Copy out all the lines exactly. Omit pictures.

## start COLLECTED DATA

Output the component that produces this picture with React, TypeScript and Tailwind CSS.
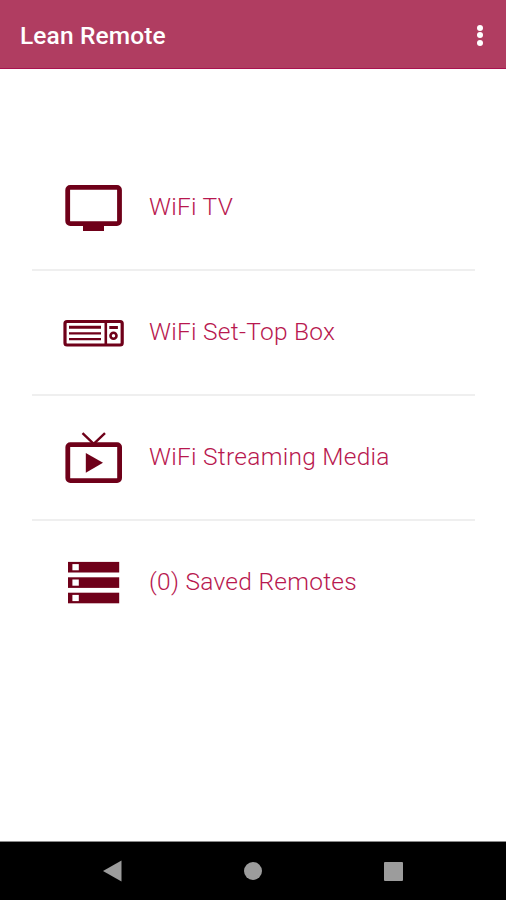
import type { ReactNode } from 'react';

const TvIcon = () => (
  <svg viewBox="0 0 64 63" className="h-[63px] w-16 shrink-0">
    <rect x="5.7" y="11.4" width="51.8" height="36.2" rx="2.5" fill="none" stroke="#6f0019" strokeWidth="4.8" />
    <path d="M21 49h21v6H21z" fill="#6f0019" />
  </svg>
);

const SetTopBoxIcon = () => (
  <svg viewBox="0 0 64 63" className="h-[63px] w-16 shrink-0" fill="none" stroke="#6f0019">
    <rect x="3" y="20.5" width="57.2" height="23.5" rx="2" strokeWidth="3.2" />
    <path d="M43.8 21v23" strokeWidth="2.6" />
    <path d="M7 26.3h32M47.3 26.5h8.6" strokeWidth="3" />
    <path d="M7 32.4h32M7 38.1h32" strokeWidth="2.4" />
    <circle cx="51.5" cy="34.8" r="3" strokeWidth="2.6" />
  </svg>
);

const StreamingIcon = () => (
  <svg viewBox="0 0 64 63" className="h-[63px] w-16 shrink-0">
    <rect x="5.8" y="18.6" width="51.8" height="36" rx="2.5" fill="none" stroke="#6f0019" strokeWidth="4.8" />
    <path d="M20.5 7.2L31.7 17.8L43 7.2" fill="none" stroke="#6f0019" strokeWidth="2.4" />
    <path d="M23.8 27v19.7L41 36.8z" fill="#6f0019" />
  </svg>
);

const SavedIcon = () => (
  <svg viewBox="0 0 64 63" className="h-[63px] w-16 shrink-0">
    {[10.9, 26.3, 41.7].map((y) => (
      <g key={y}>
        <rect x="6" y={y} width="51.2" height="10.6" fill="#6f0019" />
        <rect x="10.4" y={y + 2.2} width="6.4" height="6.2" fill="#fff" />
      </g>
    ))}
  </svg>
);

const items: { label: string; icon: ReactNode }[] = [
  { label: 'WiFi TV', icon: <TvIcon /> },
  { label: 'WiFi Set-Top Box', icon: <SetTopBoxIcon /> },
  { label: 'WiFi Streaming Media', icon: <StreamingIcon /> },
  { label: '(0) Saved Remotes', icon: <SavedIcon /> },
];

export default function App() {
  return (
    <div className="flex h-screen flex-col bg-white font-['Roboto',sans-serif]">
      <header className="flex h-[69px] shrink-0 items-center justify-between border-b border-[#a9124f] bg-[#b03d61] pr-[23px] pl-5">
        <h1 className="pt-1 text-[24.5px] font-medium tracking-[0.12px] text-white">Lean Remote</h1>
        <button className="flex flex-col gap-[1.5px] pt-0.5" aria-label="More options">
          <span className="size-1.5 rounded-full bg-white" />
          <span className="size-1.5 rounded-full bg-white" />
          <span className="size-1.5 rounded-full bg-white" />
        </button>
      </header>

      <main className="flex-1 px-8 pt-[77px]">
        <ul className="w-[443px] divide-y-2 divide-[#efefef]">
          {items.map((item) => (
            <li key={item.label} className="flex h-[125px] items-center pl-[30px] last:h-[123px]">
              {item.icon}
              <span className="ml-[23px] text-[24.5px] font-[350] tracking-[0.27px] whitespace-nowrap text-[#b8184f]">
                {item.label}
              </span>
            </li>
          ))}
        </ul>
      </main>

      <nav className="flex h-[59px] shrink-0 items-center justify-between border-t border-[#8a8a8a] bg-black pr-[103px] pl-[103px]">
        <svg viewBox="0 0 19 22" className="h-[22px] w-[19px]">
          <path d="M0 11L18.5 0.5v21z" fill="#9c9c9c" />
        </svg>
        <span className="size-[18px] rounded-full bg-[#9c9c9c]" />
        <span className="size-[19px] rounded-[1px] bg-[#9c9c9c]" />
      </nav>
    </div>
  );
}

## end COLLECTED DATA

## SOLUTION TO THIS PROBLEM
Output the component that produces this picture with React, TypeScript and Tailwind CSS.
import type { ReactNode } from 'react';

const TvIcon = () => (
  <svg viewBox="0 0 64 63" className="h-[63px] w-16 shrink-0">
    <rect x="5.7" y="11.4" width="51.8" height="36.2" rx="2.5" fill="none" stroke="#6f0019" strokeWidth="4.8" />
    <path d="M21 49h21v6H21z" fill="#6f0019" />
  </svg>
);

const SetTopBoxIcon = () => (
  <svg viewBox="0 0 64 63" className="h-[63px] w-16 shrink-0" fill="none" stroke="#6f0019">
    <rect x="3" y="20.5" width="57.2" height="23.5" rx="2" strokeWidth="3.2" />
    <path d="M43.8 21v23" strokeWidth="2.6" />
    <path d="M7 26.3h32M47.3 26.5h8.6" strokeWidth="3" />
    <path d="M7 32.4h32M7 38.1h32" strokeWidth="2.4" />
    <circle cx="51.5" cy="34.8" r="3" strokeWidth="2.6" />
  </svg>
);

const StreamingIcon = () => (
  <svg viewBox="0 0 64 63" className="h-[63px] w-16 shrink-0">
    <rect x="5.8" y="18.6" width="51.8" height="36" rx="2.5" fill="none" stroke="#6f0019" strokeWidth="4.8" />
    <path d="M20.5 7.2L31.7 17.8L43 7.2" fill="none" stroke="#6f0019" strokeWidth="2.4" />
    <path d="M23.8 27v19.7L41 36.8z" fill="#6f0019" />
  </svg>
);

const SavedIcon = () => (
  <svg viewBox="0 0 64 63" className="h-[63px] w-16 shrink-0">
    {[10.9, 26.3, 41.7].map((y) => (
      <g key={y}>
        <rect x="6" y={y} width="51.2" height="10.6" fill="#6f0019" />
        <rect x="10.4" y={y + 2.2} width="6.4" height="6.2" fill="#fff" />
      </g>
    ))}
  </svg>
);

const items: { label: string; icon: ReactNode }[] = [
  { label: 'WiFi TV', icon: <TvIcon /> },
  { label: 'WiFi Set-Top Box', icon: <SetTopBoxIcon /> },
  { label: 'WiFi Streaming Media', icon: <StreamingIcon /> },
  { label: '(0) Saved Remotes', icon: <SavedIcon /> },
];

export default function App() {
  return (
    <div className="flex h-screen flex-col bg-white font-['Roboto',sans-serif]">
      <header className="flex h-[69px] shrink-0 items-center justify-between border-b border-[#a9124f] bg-[#b03d61] pr-[23px] pl-5">
        <h1 className="pt-1 text-[24.5px] font-medium tracking-[0.12px] text-white">Lean Remote</h1>
        <button className="flex flex-col gap-[1.5px] pt-0.5" aria-label="More options">
          <span className="size-1.5 rounded-full bg-white" />
          <span className="size-1.5 rounded-full bg-white" />
          <span className="size-1.5 rounded-full bg-white" />
        </button>
      </header>

      <main className="flex-1 px-8 pt-[77px]">
        <ul className="w-[443px] divide-y-2 divide-[#efefef]">
          {items.map((item) => (
            <li key={item.label} className="flex h-[125px] items-center pl-[30px] last:h-[123px]">
              {item.icon}
              <span className="ml-[23px] text-[24.5px] font-[350] tracking-[0.27px] whitespace-nowrap text-[#b8184f]">
                {item.label}
              </span>
            </li>
          ))}
        </ul>
      </main>

      <nav className="flex h-[59px] shrink-0 items-center justify-between border-t border-[#8a8a8a] bg-black pr-[103px] pl-[103px]">
        <svg viewBox="0 0 19 22" className="h-[22px] w-[19px]">
          <path d="M0 11L18.5 0.5v21z" fill="#9c9c9c" />
        </svg>
        <span className="size-[18px] rounded-full bg-[#9c9c9c]" />
        <span className="size-[19px] rounded-[1px] bg-[#9c9c9c]" />
      </nav>
    </div>
  );
}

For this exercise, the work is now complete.